Zmarzłem w uszki i rączki. Ale nie w nóżki, bo na nogach mam nowe Glany Do Miażdżenia Kości Skurwysynów z Dodatkowymi Okuciami (wszelkie prawa zastrzeżone) więc w nóżki nie zmarzłem. A stare glany zgodnie z CZYIMŚ pomysłem stoją sobie u mnie na półce, nadając znajomemu pokojowi zupełnie nowy, monumentalnie mroczny i lekko śmierdzący wymiar. Będę w nich hodować grzyby.
A teraz grzeję się obleśnie rozwalony przed kompem w obleśnie zielonych wełnianych skarpetach, i z wyrazem obleśnego obrzydzenia na twarzy i uzupełniam zapas gęsto upakowanych wewnątrz mnie małych pakiecików nienawiści na każdą okazję.
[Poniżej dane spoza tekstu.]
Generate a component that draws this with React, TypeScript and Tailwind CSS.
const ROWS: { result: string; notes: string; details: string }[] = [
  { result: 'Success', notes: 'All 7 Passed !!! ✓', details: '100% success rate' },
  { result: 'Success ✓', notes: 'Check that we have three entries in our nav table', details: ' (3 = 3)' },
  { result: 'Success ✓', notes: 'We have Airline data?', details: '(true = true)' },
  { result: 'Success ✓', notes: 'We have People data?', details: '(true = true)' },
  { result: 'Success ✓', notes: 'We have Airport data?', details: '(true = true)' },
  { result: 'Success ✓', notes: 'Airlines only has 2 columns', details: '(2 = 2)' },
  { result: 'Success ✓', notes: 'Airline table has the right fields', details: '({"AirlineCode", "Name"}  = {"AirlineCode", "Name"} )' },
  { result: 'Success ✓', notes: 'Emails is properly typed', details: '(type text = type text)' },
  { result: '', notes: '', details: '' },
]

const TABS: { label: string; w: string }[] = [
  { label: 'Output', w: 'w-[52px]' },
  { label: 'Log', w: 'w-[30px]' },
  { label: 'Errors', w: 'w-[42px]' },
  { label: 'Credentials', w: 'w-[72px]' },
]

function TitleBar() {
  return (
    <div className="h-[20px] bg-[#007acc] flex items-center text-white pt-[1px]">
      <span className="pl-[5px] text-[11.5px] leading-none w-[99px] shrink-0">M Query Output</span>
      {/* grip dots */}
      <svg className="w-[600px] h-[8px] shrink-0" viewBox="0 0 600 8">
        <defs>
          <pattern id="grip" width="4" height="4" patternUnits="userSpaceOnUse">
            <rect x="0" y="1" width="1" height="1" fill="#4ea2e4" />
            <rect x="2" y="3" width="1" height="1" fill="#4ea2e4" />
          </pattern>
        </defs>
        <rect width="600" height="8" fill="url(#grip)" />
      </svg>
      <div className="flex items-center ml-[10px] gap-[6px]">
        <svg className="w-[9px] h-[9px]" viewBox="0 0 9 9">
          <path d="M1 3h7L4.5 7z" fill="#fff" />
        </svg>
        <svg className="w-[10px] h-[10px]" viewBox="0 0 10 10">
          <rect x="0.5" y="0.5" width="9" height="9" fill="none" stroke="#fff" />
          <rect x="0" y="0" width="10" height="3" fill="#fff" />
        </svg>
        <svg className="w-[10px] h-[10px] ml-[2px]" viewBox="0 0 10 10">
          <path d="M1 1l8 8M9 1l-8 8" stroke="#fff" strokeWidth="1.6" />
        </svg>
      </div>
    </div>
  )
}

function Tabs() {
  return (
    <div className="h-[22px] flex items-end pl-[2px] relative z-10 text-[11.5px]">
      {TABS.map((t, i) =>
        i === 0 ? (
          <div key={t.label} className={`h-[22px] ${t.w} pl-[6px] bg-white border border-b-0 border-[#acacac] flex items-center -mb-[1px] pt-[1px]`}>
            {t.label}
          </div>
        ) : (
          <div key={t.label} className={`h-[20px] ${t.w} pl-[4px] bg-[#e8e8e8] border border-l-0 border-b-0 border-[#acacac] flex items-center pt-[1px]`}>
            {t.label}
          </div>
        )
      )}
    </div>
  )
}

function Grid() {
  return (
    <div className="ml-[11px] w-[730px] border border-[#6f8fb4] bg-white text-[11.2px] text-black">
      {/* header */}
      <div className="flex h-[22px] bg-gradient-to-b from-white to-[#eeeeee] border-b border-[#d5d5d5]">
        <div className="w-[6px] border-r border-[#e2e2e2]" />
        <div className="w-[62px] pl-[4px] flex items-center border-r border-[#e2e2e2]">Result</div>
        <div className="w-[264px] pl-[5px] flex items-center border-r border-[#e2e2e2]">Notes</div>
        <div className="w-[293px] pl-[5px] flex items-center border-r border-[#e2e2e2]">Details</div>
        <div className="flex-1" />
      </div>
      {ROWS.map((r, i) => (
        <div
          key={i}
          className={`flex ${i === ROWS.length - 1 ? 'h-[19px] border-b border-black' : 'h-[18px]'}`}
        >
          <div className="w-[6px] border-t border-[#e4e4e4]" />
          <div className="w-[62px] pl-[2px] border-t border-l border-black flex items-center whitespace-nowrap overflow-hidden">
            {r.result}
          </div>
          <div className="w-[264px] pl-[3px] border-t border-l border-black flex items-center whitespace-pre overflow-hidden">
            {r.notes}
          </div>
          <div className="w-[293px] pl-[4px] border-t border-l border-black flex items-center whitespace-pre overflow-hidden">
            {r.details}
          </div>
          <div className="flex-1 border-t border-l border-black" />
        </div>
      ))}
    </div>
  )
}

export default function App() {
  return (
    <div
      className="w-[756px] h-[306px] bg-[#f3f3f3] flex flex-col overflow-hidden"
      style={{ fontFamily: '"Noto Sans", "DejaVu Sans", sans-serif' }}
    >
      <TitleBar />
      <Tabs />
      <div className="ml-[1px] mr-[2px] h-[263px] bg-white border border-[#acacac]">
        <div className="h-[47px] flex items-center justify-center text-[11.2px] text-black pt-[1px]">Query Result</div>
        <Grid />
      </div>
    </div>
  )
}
Wszyscy ludzie są właściwie tacy sami. Składają się z wielu, wielu takich swoich komponentów, które u wszystkich są jednakowe. Każdy jednakowo kocha, i każdy mógłby się podpisać pod każdą dobrą poezją o miłości, każdy ma takie same rodzaje nienawiści, wachań, szaleństwa i ukrytego egoizmu. Od nas tylko zależy jacy będziemy, i które z tych kawałków nas odsuniemy na dalszy plan, a które będziemy pielęgnować. Ludzie są zbiorami takich samych, ale różnie ułożonych klocków. Które sami mogą układać.
Przemyślenia głębokie, jak niejedno gardło. Mam to gdzieś, to mój wpis i będzie tak zjebany jak tylko mi się podoba.
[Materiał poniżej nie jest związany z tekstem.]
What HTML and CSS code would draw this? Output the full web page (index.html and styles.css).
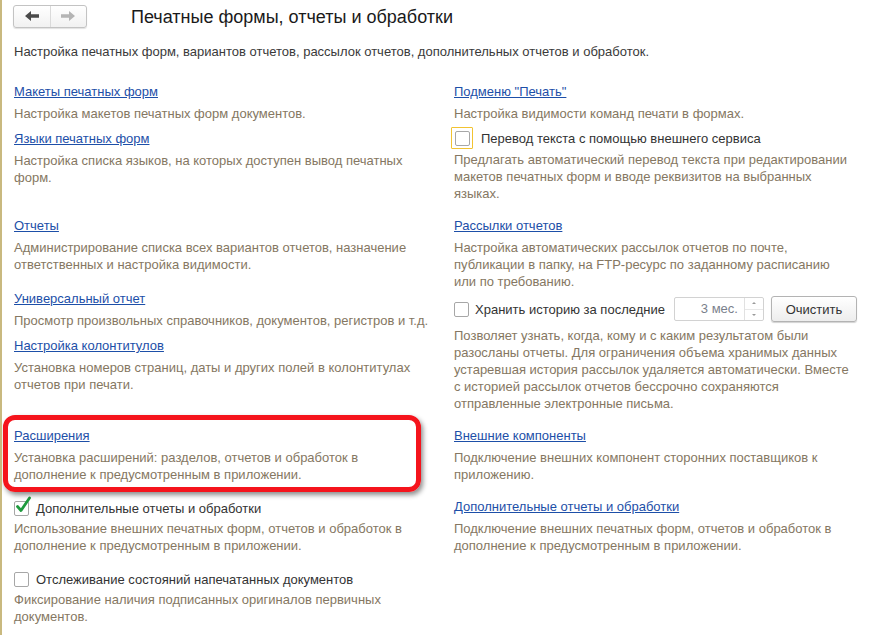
FILE: index.html
```html
<!DOCTYPE html>
<html lang="ru">
<head>
<meta charset="utf-8">
<title>Печатные формы, отчеты и обработки</title>
<link rel="stylesheet" href="styles.css">
</head>
<body>
<div class="page">
  <div class="header">
    <div class="nav">
      <span class="nav-btn">
        <svg width="14" height="10" viewBox="0 0 14 10"><path d="M0 5 L6 0 L6 3.3 L14 3.3 L14 6.7 L6 6.7 L6 10 Z" fill="#4a4a4a"/></svg>
      </span>
      <span class="nav-btn">
        <svg width="14" height="10" viewBox="0 0 14 10"><path d="M14 5 L8 0 L8 3.3 L0 3.3 L0 6.7 L8 6.7 L8 10 Z" fill="#b4b4b4"/></svg>
      </span>
    </div>
    <h1 class="title">Печатные формы, отчеты и обработки</h1>
  </div>

  <p class="subtitle">Настройка печатных форм, вариантов отчетов, рассылок отчетов, дополнительных отчетов и обработок.</p>

  <div class="grid">
    <!-- row 1 -->
    <div class="cell left">
      <div class="item">
        <a class="link" href="#">Макеты печатных форм</a>
        <div class="desc">Настройка макетов печатных форм документов.</div>
      </div>
      <div class="item">
        <a class="link" href="#">Языки печатных форм</a>
        <div class="desc">Настройка списка языков, на которых доступен вывод печатных форм.</div>
      </div>
    </div>
    <div class="cell right">
      <div class="item">
        <a class="link" href="#">Подменю "Печать"</a>
        <div class="desc">Настройка видимости команд печати в формах.</div>
      </div>
      <div class="item check-item">
        <label class="check focused">
          <span class="focus-ring"><span class="box"></span></span>
          <span class="check-label">Перевод текста с помощью внешнего сервиса</span>
        </label>
        <div class="desc">Предлагать автоматический перевод текста при редактировании макетов печатных форм и вводе реквизитов на выбранных языках.</div>
      </div>
    </div>

    <!-- row 2 -->
    <div class="cell left">
      <div class="item">
        <a class="link" href="#">Отчеты</a>
        <div class="desc">Администрирование списка всех вариантов отчетов, назначение ответственных и настройка видимости.</div>
      </div>
      <div class="item group-start">
        <a class="link" href="#">Универсальный отчет</a>
        <div class="desc">Просмотр произвольных справочников, документов, регистров и т.д.</div>
      </div>
      <div class="item">
        <a class="link" href="#">Настройка колонтитулов</a>
        <div class="desc">Установка номеров страниц, даты и других полей в колонтитулах отчетов при печати.</div>
      </div>
    </div>
    <div class="cell right">
      <div class="item">
        <a class="link" href="#">Рассылки отчетов</a>
        <div class="desc">Настройка автоматических рассылок отчетов по почте, публикации в папку, на FTP-ресурс по заданному расписанию или по требованию.</div>
      </div>
      <div class="item controls-item">
        <div class="controls">
          <label class="check">
            <span class="box"></span>
            <span class="check-label">Хранить историю за последние</span>
          </label>
          <div class="spin">
            <span class="spin-value">3 мес.</span>
            <span class="spin-btns">
              <span class="spin-up"></span>
              <span class="spin-down"></span>
            </span>
          </div>
          <button class="btn" type="button">Очистить</button>
        </div>
        <div class="desc">Позволяет узнать, когда, кому и с каким результатом были разосланы отчеты. Для ограничения объема хранимых данных устаревшая история рассылок удаляется автоматически. Вместе с историей рассылок отчетов бессрочно сохраняются отправленные электронные письма.</div>
      </div>
    </div>

    <!-- row 3 -->
    <div class="cell left">
      <div class="item">
        <a class="link" href="#">Расширения</a>
        <div class="desc">Установка расширений: разделов, отчетов и обработок в дополнение к предусмотренным в приложении.</div>
      </div>
    </div>
    <div class="cell right">
      <div class="item">
        <a class="link" href="#">Внешние компоненты</a>
        <div class="desc">Подключение внешних компонент сторонних поставщиков к приложению.</div>
      </div>
    </div>

    <!-- row 4 -->
    <div class="cell left">
      <div class="item">
        <label class="check">
          <span class="box checked">
            <svg class="tick" width="18" height="19" viewBox="0 0 18 19"><path d="M3.5 10.5 L7 14.5 L15.5 2" fill="none" stroke="#1f9a3e" stroke-width="2.8" stroke-linecap="round" stroke-linejoin="round"/></svg>
          </span>
          <span class="check-label">Дополнительные отчеты и обработки</span>
        </label>
        <div class="desc">Использование внешних печатных форм, отчетов и обработок в дополнение к предусмотренным в приложении.</div>
      </div>
    </div>
    <div class="cell right">
      <div class="item">
        <a class="link" href="#">Дополнительные отчеты и обработки</a>
        <div class="desc">Подключение внешних печатных форм, отчетов и обработок в дополнение к предусмотренным в приложении.</div>
      </div>
    </div>

    <!-- row 5 -->
    <div class="cell left">
      <div class="item">
        <label class="check">
          <span class="box"></span>
          <span class="check-label">Отслеживание состояний напечатанных документов</span>
        </label>
        <div class="desc">Фиксирование наличия подписанных оригиналов первичных документов.</div>
      </div>
    </div>
    <div class="cell right"></div>
  </div>

  <div class="highlight"></div>
</div>
</body>
</html>
```

FILE: styles.css
```css
* {
  box-sizing: border-box;
}

html, body {
  margin: 0;
  padding: 0;
  background: #ffffff;
}

body {
  font-family: "Liberation Sans", Arial, sans-serif;
  font-size: 13px;
  color: #333333;
}

.page {
  position: relative;
  width: 893px;
  height: 635px;
  overflow: hidden;
  border-left: 2px solid #c9b97f;
  padding-left: 12px;
}

/* header */
.header {
  display: flex;
  align-items: center;
  height: 31px;
  padding-top: 1px;
}

.nav {
  display: flex;
  width: 74px;
  height: 23px;
  margin-left: -1px;
  border: 1px solid #c3c3c3;
  border-radius: 3px;
  background: linear-gradient(#ffffff, #f1f1f1);
  box-shadow: 0 1px 1px rgba(0, 0, 0, 0.12);
}

.nav-btn {
  flex: 1;
  display: flex;
  align-items: center;
  justify-content: center;
}

.nav-btn + .nav-btn {
  border-left: 1px solid #dadada;
}

.title {
  margin: 2px 0 0 44px;
  font-size: 18px;
  font-weight: normal;
  color: #1a1a1a;
  line-height: 22px;
}

.subtitle {
  margin: 12px 0 0;
  line-height: 17px;
  color: #3a3a3a;
}

/* grid */
.grid {
  display: grid;
  grid-template-columns: 440px 1fr;
  row-gap: 15px;
  margin-top: 23px;
}

.cell {
  display: flex;
  flex-direction: column;
}

.cell.left .desc {
  max-width: 418px;
}

.cell.right .desc {
  max-width: 398px;
}

.item + .item {
  margin-top: 8px;
}

.item.group-start {
  margin-top: 17px;
}

.item.check-item {
  margin-top: 6px;
}

.item.controls-item {
  margin-top: 6px;
}

.link {
  display: inline-block;
  line-height: 17px;
  color: #1d4fa8;
  text-decoration: underline;
  margin-bottom: 5px;
}

.desc {
  line-height: 17px;
  color: #857762;
}

/* checkboxes */
.check {
  display: flex;
  align-items: center;
  height: 20px;
  margin-bottom: 2px;
  color: #333333;
}

.check.focused {
  margin-bottom: 3px;
}

.box {
  position: relative;
  display: inline-block;
  width: 15px;
  height: 15px;
  border: 1px solid #a7a7a7;
  border-radius: 2px;
  background: #ffffff;
  flex: none;
}

.tick {
  position: absolute;
  left: -1px;
  top: -6px;
}

.check-label {
  margin-left: 7px;
  line-height: 17px;
}

.focus-ring {
  display: inline-flex;
  align-items: center;
  justify-content: center;
  width: 22px;
  height: 22px;
  margin-left: -3px;
  border: 1px solid #f2c331;
  border-radius: 1px;
}

.check.focused .check-label {
  margin-left: 8px;
}

/* history controls */
.controls-item .controls {
  display: flex;
  align-items: center;
  height: 26px;
  margin-bottom: 5px;
}

.controls .check {
  margin-bottom: 0;
}

.controls .check-label {
  margin-left: 6px;
}

.spin {
  display: flex;
  width: 90px;
  height: 24px;
  margin-left: 9px;
  border: 1px solid #d2d2d2;
  border-radius: 2px;
  background: #ffffff;
}

.spin-value {
  flex: 1;
  text-align: right;
  padding-right: 6px;
  line-height: 22px;
  color: #7a7f8c;
}

.spin-btns {
  width: 19px;
  display: flex;
  flex-direction: column;
  border-left: 1px solid #e1e1e1;
}

.spin-up,
.spin-down {
  flex: 1;
  display: flex;
  align-items: center;
  justify-content: center;
}

.spin-up {
  border-bottom: 1px solid #e8e8e8;
}

.spin-up::before {
  content: "";
  border-left: 2px solid transparent;
  border-right: 2px solid transparent;
  border-bottom: 2px solid #9a9a9a;
}

.spin-down::before {
  content: "";
  border-left: 2px solid transparent;
  border-right: 2px solid transparent;
  border-top: 2px solid #9a9a9a;
}

.btn {
  width: 86px;
  height: 26px;
  margin-left: 7px;
  padding: 0;
  font-family: "Liberation Sans", Arial, sans-serif;
  font-size: 13px;
  color: #333333;
  border: 1px solid #b3b3b3;
  border-radius: 3px;
  background: linear-gradient(#ffffff, #ededed);
  box-shadow: 0 1px 1px rgba(0, 0, 0, 0.18);
}

/* red annotation frame */
.highlight {
  position: absolute;
  left: 1px;
  top: 415px;
  width: 418px;
  height: 77px;
  border: 5px solid #f5141c;
  border-radius: 12px;
  box-shadow: 2px 3px 5px rgba(0, 0, 0, 0.45);
}
```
Jest taka osoba, która jednym zdaniem może zamienić życie w piekło, a drugim w niebo. Dla której się żyje. Taka, której słowa analizuje się o trzeciej w nocy, wciąż widząc przed oczami twarz i słysząc głos.
Nie wrzucę piosenki. Nikt nie słucha moich piosenek. Nikt nie chce pożyczyć moich płyt. Moje piosenki są tylko moje.
Mam dość. Wszystko jest zbyt wielkie, ochydne i przerażająco dziwne.